* **GOAL OF THE EXERCISE**
Keep only the lines of the listing that include the word "React", and copy them.

● ● ● ●

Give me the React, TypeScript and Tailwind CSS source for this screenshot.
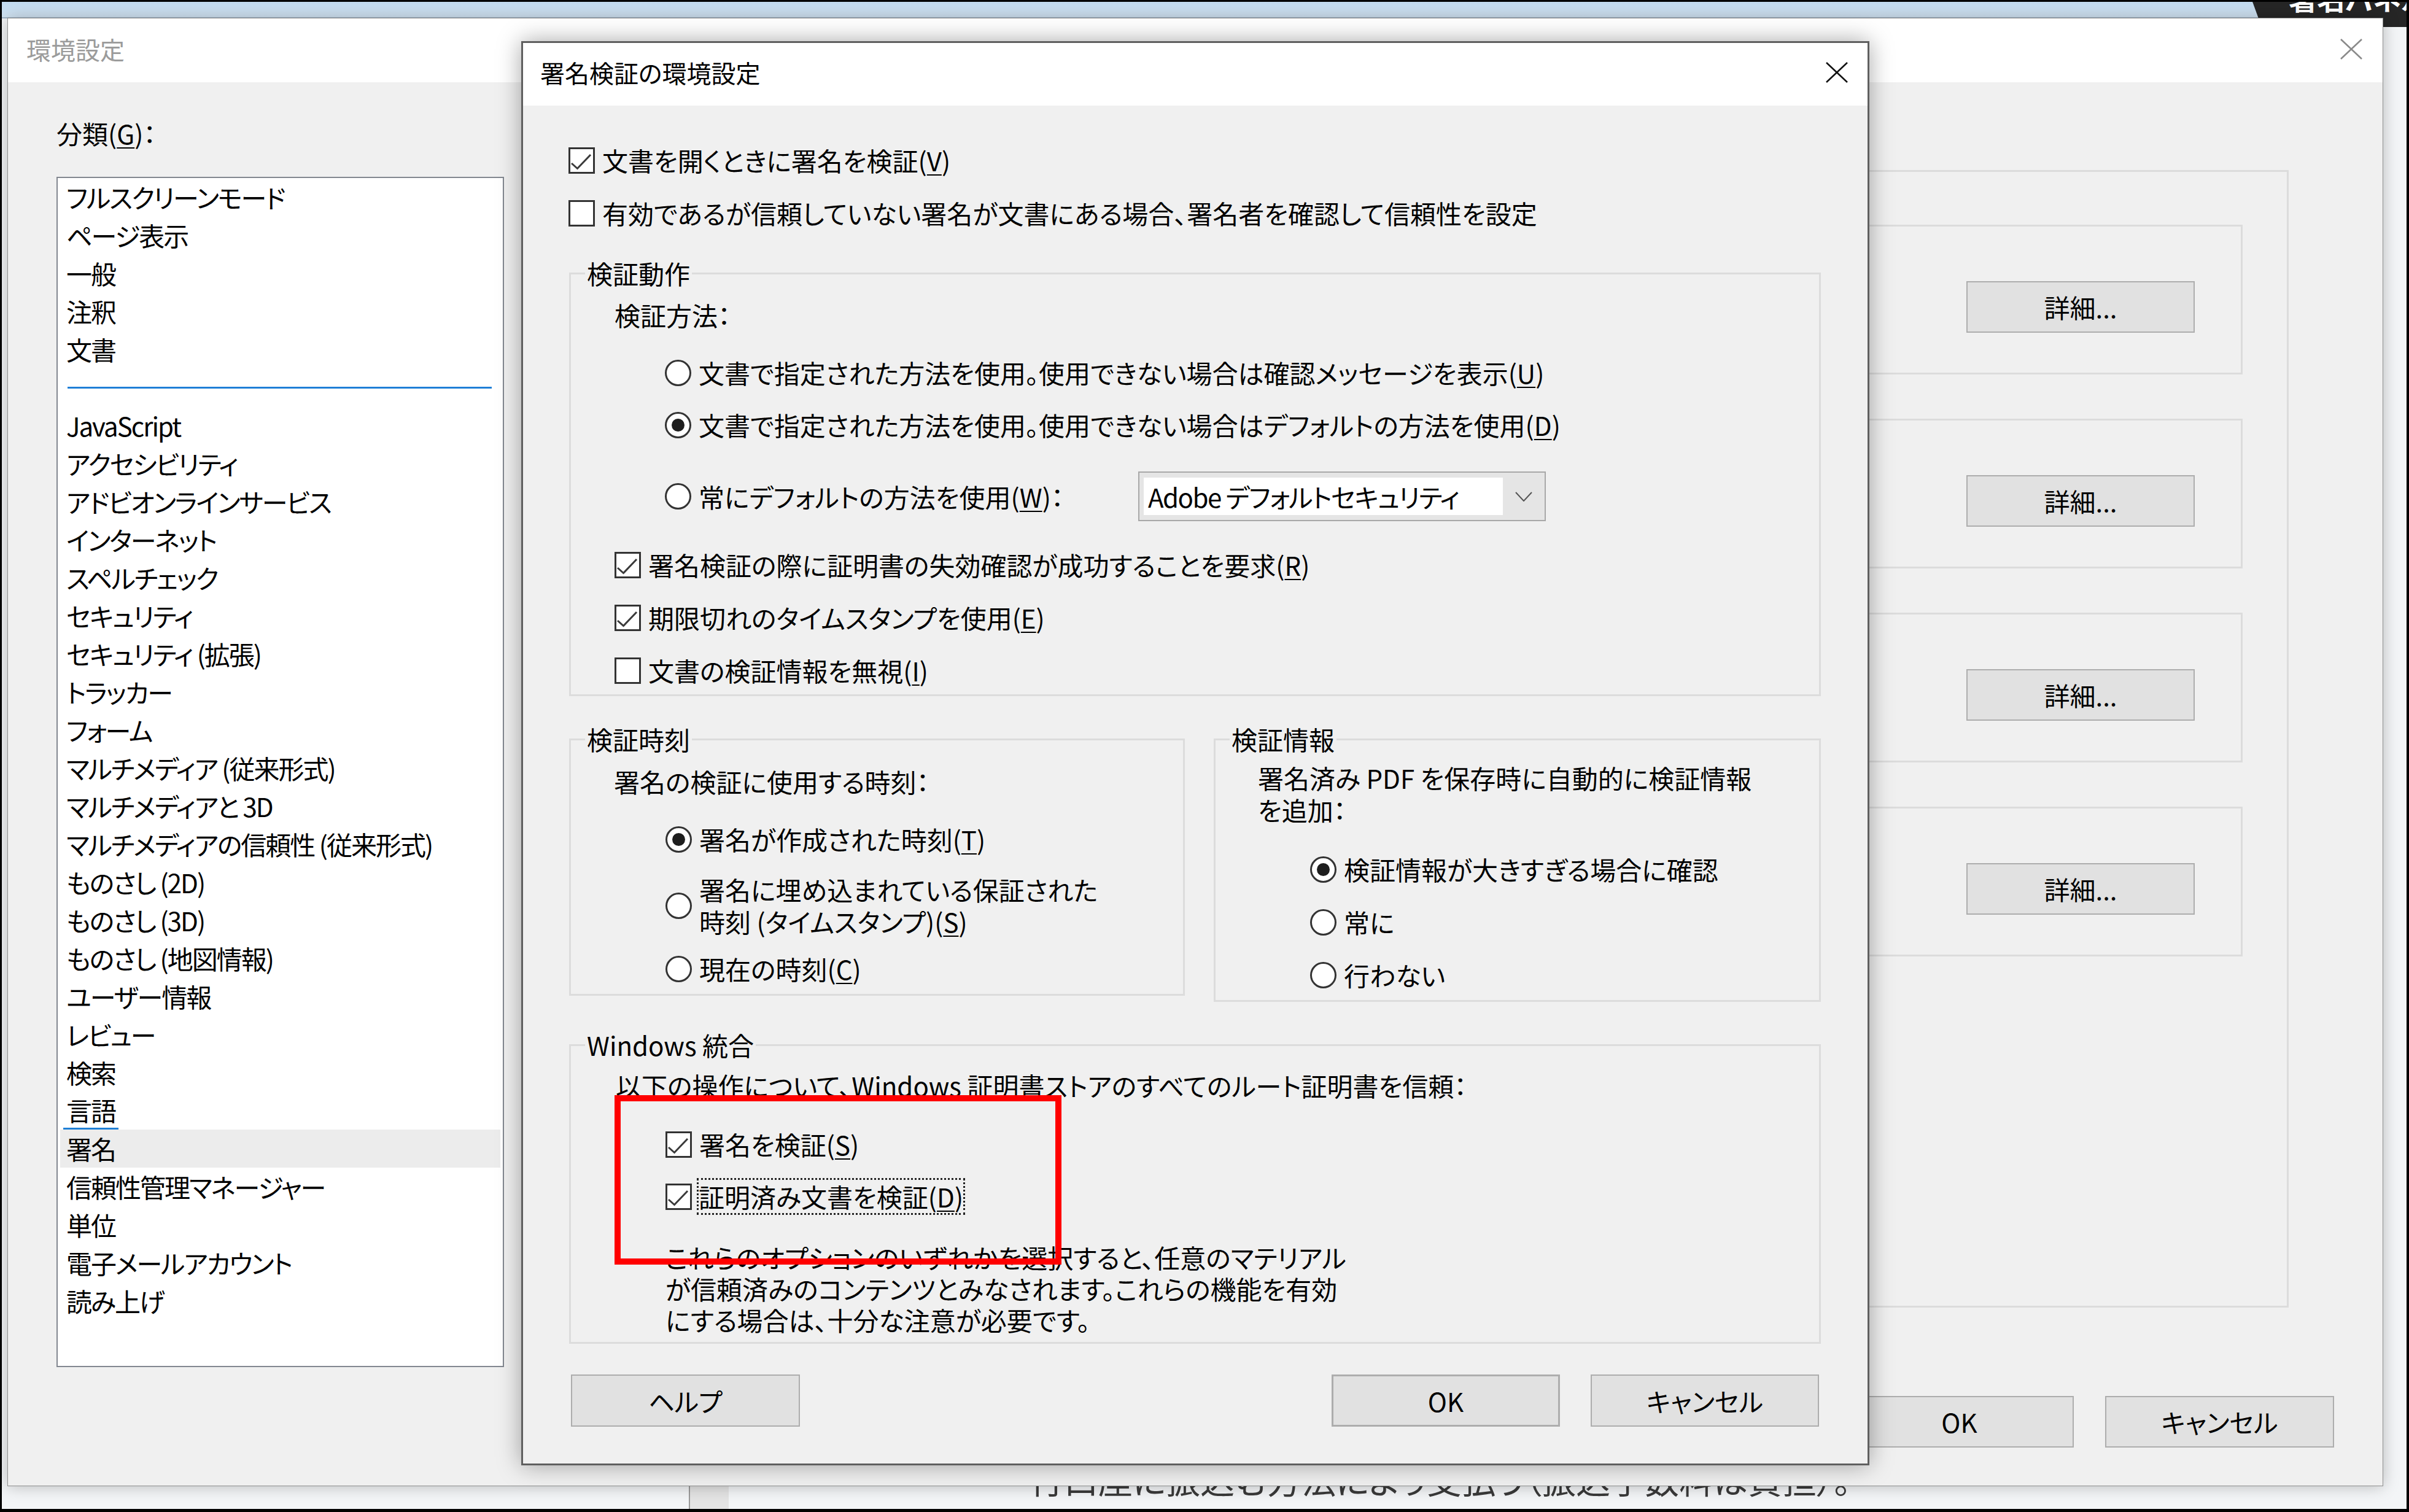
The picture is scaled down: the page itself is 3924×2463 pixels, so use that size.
import React from "react";

type Kids = { children?: React.ReactNode; className?: string };

const categoriesTop = ["フルスクリーンモード", "ページ表示", "一般", "注釈", "文書"];

const categories = [
  "JavaScript",
  "アクセシビリティ",
  "アドビオンラインサービス",
  "インターネット",
  "スペルチェック",
  "セキュリティ",
  "セキュリティ (拡張)",
  "トラッカー",
  "フォーム",
  "マルチメディア (従来形式)",
  "マルチメディアと 3D",
  "マルチメディアの信頼性 (従来形式)",
  "ものさし (2D)",
  "ものさし (3D)",
  "ものさし (地図情報)",
  "ユーザー情報",
  "レビュー",
  "検索",
  "言語",
  "署名",
  "信頼性管理マネージャー",
  "単位",
  "電子メールアカウント",
  "読み上げ",
];

const U = ({ children }: Kids) => (
  <span className="underline decoration-[2px] underline-offset-[5px]">{children}</span>
);

const Check = ({ checked }: { checked?: boolean }) => (
  <span className="flex h-[43px] w-[43px] shrink-0 items-center justify-center border-[3px] border-[#333333] bg-white">
    {checked && (
      <svg width="37" height="37" viewBox="0 0 37 37">
        <polyline points="2,23 11.5,31.5 33,9" fill="none" stroke="#3a3a3a" strokeWidth="3" />
      </svg>
    )}
  </span>
);

const Radio = ({ checked }: { checked?: boolean }) => (
  <span className="flex h-[43px] w-[43px] shrink-0 items-center justify-center rounded-full border-[3px] border-[#333333] bg-white">
    {checked && <span className="h-[21px] w-[21px] rounded-full bg-[#1e1e1e]" />}
  </span>
);

const CheckRow = ({ checked, children, className }: Kids & { checked?: boolean }) => (
  <div className={"flex h-[62px] items-center " + (className ?? "")}>
    <Check checked={checked} />
    <span className="ml-[12px] whitespace-nowrap">{children}</span>
  </div>
);

const RadioRow = ({ checked, children, className }: Kids & { checked?: boolean }) => (
  <div className={"flex h-[62px] items-center " + (className ?? "")}>
    <Radio checked={checked} />
    <span className="ml-[12px] whitespace-nowrap">{children}</span>
  </div>
);

const Group = ({ title, children, className }: Kids & { title: string }) => (
  <fieldset className={"border-[3px] border-[#dcdcdc] " + (className ?? "")}>
    <legend className="ml-[23px] px-[3px] leading-[50px]">{title}</legend>
    {children}
  </fieldset>
);

const Button = ({ children, className }: Kids) => (
  <div
    className={
      "flex items-center justify-center border-[2px] border-[#adadad] bg-[#e1e1e1] " + (className ?? "")
    }
  >
    {children}
  </div>
);

const CloseX = ({ color }: { color: string }) => (
  <svg width="38" height="34" viewBox="0 0 38 34">
    <line x1="2" y1="1" x2="36" y2="33" stroke={color} strokeWidth="2.5" />
    <line x1="36" y1="1" x2="2" y2="33" stroke={color} strokeWidth="2.5" />
  </svg>
);

function PreferencesWindow() {
  return (
    <div className="absolute left-[12px] top-[29px] flex h-[2392px] w-[3870px] flex-col border border-[#8e8e8e] bg-white shadow-[0_0_24px_rgba(0,0,0,0.25)]">
      <div className="flex h-[104px] items-center justify-between bg-white pb-[4px] pl-[30px] pr-[32px]">
        <span className="text-[40px] text-[#9b9b9b]">環境設定</span>
        <CloseX color="#8a8a8a" />
      </div>
      <div className="flex h-[2286px] flex-col bg-[#f0f0f0]">
        <div className="flex h-[2093px]">
          <div className="ml-[79px] flex w-[729px] flex-col">
            <div className="mt-[58px] flex h-[50px] items-center">
              分類(<U>G</U>)：
            </div>
            <div className="mt-[46px] h-[1939px] border-[2px] border-[#828790] bg-white tracking-[-2px]">
              {categoriesTop.map((c) => (
                <div key={c} className="h-[62px] pl-[14px] leading-[62px]">
                  {c}
                </div>
              ))}
              <div className="flex h-[62px] items-center pl-[16px] pr-[18px]">
                <div className="h-[3px] w-full bg-[#1f7fd6]" />
              </div>
              {categories.map((c) =>
                c === "署名" ? (
                  <div key={c} className="mx-[4px] h-[62px] bg-[#ececec] pl-[10px] leading-[62px]">
                    {c}
                  </div>
                ) : c === "言語" ? (
                  <div key={c} className="flex h-[62px] items-end pl-[9px]">
                    <span className="h-[62px] border-b-[3px] border-[#1f7fd6] px-[5px] leading-[60px]">{c}</span>
                  </div>
                ) : (
                  <div key={c} className="h-[62px] whitespace-nowrap pl-[14px] leading-[62px]">
                    {c}
                  </div>
                )
              )}
            </div>
          </div>
          <div className="ml-[79px] mt-[143px] flex h-[1853px] w-[2828px] flex-col gap-[72px] border-[3px] border-[#dcdcdc] pt-[86px]">
            {[0, 1, 2, 3].map((i) => (
              <div
                key={i}
                className="ml-[150px] mr-[72px] flex h-[244px] items-start justify-end border-[3px] border-[#dcdcdc] pr-[75px] pt-[89px]"
              >
                <Button className="h-[84px] w-[372px]">詳細...</Button>
              </div>
            ))}
          </div>
        </div>
        <div className="mt-[47px] flex justify-end gap-[51px] pr-[79px]">
          <Button className="h-[84px] w-[373px]">OK</Button>
          <Button className="h-[84px] w-[373px]">キャンセル</Button>
        </div>
      </div>
    </div>
  );
}

function SignatureDialog() {
  return (
    <div className="absolute left-[849px] top-[67px] flex h-[2320px] w-[2196px] flex-col border-[3px] border-[#5f5f5f] bg-white shadow-[0_0_36px_rgba(0,0,0,0.35)]">
      <div className="flex h-[102px] shrink-0 items-center justify-between bg-white pb-[6px] pl-[28px] pr-[31px]">
        <span className="text-[40px]">署名検証の環境設定</span>
        <CloseX color="#111111" />
      </div>
      <div className="flex h-[2212px] flex-col bg-[#f0f0f0] pl-[74px]">
        <CheckRow checked className="mt-[58px]">
          文書を開くときに署名を検証(<U>V</U>)
        </CheckRow>
        <CheckRow className="mt-[24px]">
          有効であるが信頼していない署名が文書にある場合、署名者を確認して信頼性を設定
        </CheckRow>

        <Group title="検証動作" className="ml-[1px] mt-[42px] h-[714px] w-[2039px]">
          <div className="ml-[71px] mt-[18px] flex h-[50px] items-center">検証方法：</div>
          <RadioRow className="ml-[153px] mt-[38px]">
            文書で指定された方法を使用。使用できない場合は確認メッセージを表示(<U>U</U>)
          </RadioRow>
          <RadioRow checked className="ml-[153px] mt-[23px]">
            文書で指定された方法を使用。使用できない場合はデフォルトの方法を使用(<U>D</U>)
          </RadioRow>
          <div className="ml-[153px] mt-[45px] flex h-[81px] items-center">
            <div className="flex w-[771px] items-center">
              <Radio />
              <span className="ml-[12px] whitespace-nowrap">
                常にデフォルトの方法を使用(<U>W</U>)：
              </span>
            </div>
            <div className="flex h-[81px] w-[664px] border-[2px] border-[#a8a8a8] bg-[#e5e5e5] py-[8px] pl-[7px]">
              <div className="flex flex-1 items-center whitespace-nowrap bg-white pl-[7px] tracking-[-1.5px]">
                Adobe デフォルトセキュリティ
              </div>
              <div className="flex w-[68px] items-center justify-center">
                <svg width="28" height="16" viewBox="0 0 28 16">
                  <polyline points="1,1 14,15 27,1" fill="none" stroke="#555555" strokeWidth="2" />
                </svg>
              </div>
            </div>
          </div>
          <CheckRow checked className="ml-[71px] mt-[40px]">
            署名検証の際に証明書の失効確認が成功することを要求(<U>R</U>)
          </CheckRow>
          <CheckRow checked className="ml-[71px] mt-[24px]">
            期限切れのタイムスタンプを使用(<U>E</U>)
          </CheckRow>
          <CheckRow className="ml-[71px] mt-[24px]">
            文書の検証情報を無視(<U>I</U>)
          </CheckRow>
        </Group>

        <div className="ml-[1px] mt-[45px] flex items-start gap-[47px]">
          <Group title="検証時刻" className="h-[443px] w-[1003px]">
            <div className="ml-[70px] mt-[19px] flex h-[50px] items-center">署名の検証に使用する時刻：</div>
            <RadioRow checked className="ml-[154px] mt-[38px]">
              署名が作成された時刻(<U>T</U>)
            </RadioRow>
            <div className="ml-[154px] mt-[25px] flex items-center">
              <Radio />
              <span className="ml-[12px] whitespace-nowrap leading-[52px]">
                署名に埋め込まれている保証された
                <br />
                時刻 (タイムスタンプ)(<U>S</U>)
              </span>
            </div>
            <RadioRow className="ml-[154px] mt-[20px]">
              現在の時刻(<U>C</U>)
            </RadioRow>
          </Group>
          <Group title="検証情報" className="h-[453px] w-[989px]">
            <div className="ml-[69px] mt-[12px] whitespace-nowrap leading-[52px]">
              署名済み PDF を保存時に自動的に検証情報
              <br />
              を追加：
            </div>
            <RadioRow checked className="ml-[154px] mt-[40px]">
              検証情報が大きすぎる場合に確認
            </RadioRow>
            <RadioRow className="ml-[154px] mt-[24px]">常に</RadioRow>
            <RadioRow className="ml-[154px] mt-[24px]">行わない</RadioRow>
          </Group>
        </div>

        <Group title="Windows 統合" className="ml-[1px] mt-[45px] h-[512px] w-[2039px]">
          <div className="ml-[73px] mt-[16px] flex h-[50px] items-center whitespace-nowrap">
            以下の操作について、Windows 証明書ストアのすべてのルート証明書を信頼：
          </div>
          <CheckRow checked className="ml-[154px] mt-[40px]">
            署名を検証(<U>S</U>)
          </CheckRow>
          <div className="ml-[154px] mt-[23px] flex h-[62px] items-center">
            <Check checked />
            <span className="ml-[8px] whitespace-nowrap border-[3px] border-dotted border-[#222222] leading-[54px]">
              証明済み文書を検証(<U>D</U>)
            </span>
          </div>
          <div className="ml-[154px] mt-[42px] whitespace-nowrap leading-[51px]">
            これらのオプションのいずれかを選択すると、任意のマテリアル
            <br />
            が信頼済みのコンテンツとみなされます。これらの機能を有効
            <br />
            にする場合は、十分な注意が必要です。
          </div>
        </Group>

        <div className="ml-[4px] mt-[50px] flex w-[2033px]">
          <Button className="h-[85px] w-[373px]">ヘルプ</Button>
          <Button className="ml-auto h-[85px] w-[372px] border-[3px] border-[#0078d7]">OK</Button>
          <Button className="ml-[50px] h-[85px] w-[372px]">キャンセル</Button>
        </div>
      </div>

      <div className="pointer-events-none absolute left-[149px] top-[1714px] h-[276px] w-[728px] border-[10px] border-[#ff0000]" />
    </div>
  );
}

export default function App() {
  return (
    <div className="relative h-[2463px] w-[3924px] overflow-hidden bg-[#f3f5f7] font-['Noto_Sans_CJK_JP','Noto_Sans',sans-serif] text-[42px] leading-none text-black [font-feature-settings:'palt']">
      <div className="absolute left-0 top-0 h-[30px] w-full border-b-[2px] border-[#9fb3c6] bg-gradient-to-b from-[#c0d9ef] to-[#d2e4f3]" />
      <div className="absolute left-[3668px] top-0 h-[44px] w-[256px] overflow-hidden bg-[#262626] [clip-path:polygon(0_0,100%_0,100%_100%,16px_100%)]">
        <span className="absolute left-[60px] top-[-27px] whitespace-nowrap text-[46px] font-bold leading-[46px] text-white">
          署名パネル
        </span>
      </div>
      <div className="absolute left-[1122px] top-[2400px] h-[60px] w-[65px] border-l-[2px] border-[#9a9a9a] bg-[#e4e4e4]" />
      <div className="absolute left-[1677px] top-[2381px] whitespace-nowrap text-[56px] leading-[56px] text-[#3a3a3a]">
        行口座に振込む方法により支払う（振込手数料は負担）。
      </div>

      <PreferencesWindow />
      <SignatureDialog />

      <div className="pointer-events-none absolute inset-0 border-b-[5px] border-l-[3px] border-r-[4px] border-t-[3px] border-black" />
    </div>
  );
}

● ● ● ●

* **OUTPUT**
Give me the React, TypeScript and Tailwind CSS source for this screenshot.
import React from "react";
type Kids = { children?: React.ReactNode; className?: string };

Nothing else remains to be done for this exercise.